Storm Lee toppled trees and cut power to tens of thousands Saturday as it lashed New England and eastern Canada, threatening hurricane-force winds, a dangerous storm surge, and torrential rains across an enormous swath even though its center had yet to come ashore.

The storm, still dangerous after being downgraded from hurricane to post-tropical cyclone, was expected to make landfall at or just below hurricane strength around the Maine-New Brunswick border Saturday afternoon, then turn to the northeast and move across Atlantic Canada on Saturday night and Sunday.

The storm skirted some of the most waterlogged areas of Massachusetts that experienced flash flooding days earlier, when fast water washed out roads, caused sinkholes, damaged homes and flooded vehicles.

But the entire region has experienced an especially wet summer — it ranked second in the number of rainy days in Portland, Maine — and Lee’s high winds toppled trees stressed by the rain-soaked ground in Maine, the nation’s most heavily wooded state.

“We have a long way to go, and we’re already seeing downed trees and power outages,” said Todd Foisy, a National Weather Service meteorologist.

The storm’s center was just off the southwestern tip of Nova Scotia, about 105 miles (170 kilometers) southeast of Eastport, Maine, and about 149 miles (240 kilometers) southwest of Halifax, Nova Scotia, the U.S. National Hurricane Center said Saturday. It had maximum sustained winds of 74.5 mph (120 kph) and was moving north at a fast clip of about 21.7 mph (35 kph).

Its weakened state belies its reach — hurricane-force winds extend as far as 140 miles (220 kilometers) from the center, the National Hurricane Center said. Tropical-storm-force winds of at least 39 mph (62 kph) extend outward up to 390 miles (630 kilometers) — enough to cover all of Maine and much of Maritime Canada.

Storm resembles nor’easter, says expert

A dangerous storm surge will produce coastal flooding in Atlantic Canada, accompanied by large and destructive waves, forecasters said.
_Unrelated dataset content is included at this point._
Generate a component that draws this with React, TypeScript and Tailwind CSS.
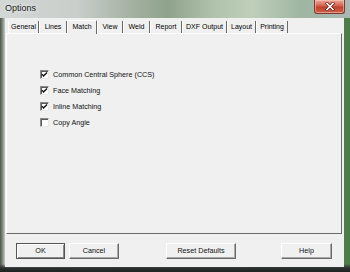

The storm was so big that it was causing power outages several hundred miles from its center. About 25% of Nova Scotia lacked power around midday Saturday.

“At this point, the storm is resembling a nor’easter,” said Sarah Thunberg, a National Weather Service meteorologist, referring to fall and winter storms that often plague the region and are so named because their winds blow from the northeast.

In typical tropical cyclones, Thunberg said, winds are concentrated around the eye. But Lee, a very large storm, has a wider wind field.

Federal aid is headed to Massachusetts after U.S. President Joe Biden declared an emergency Saturday.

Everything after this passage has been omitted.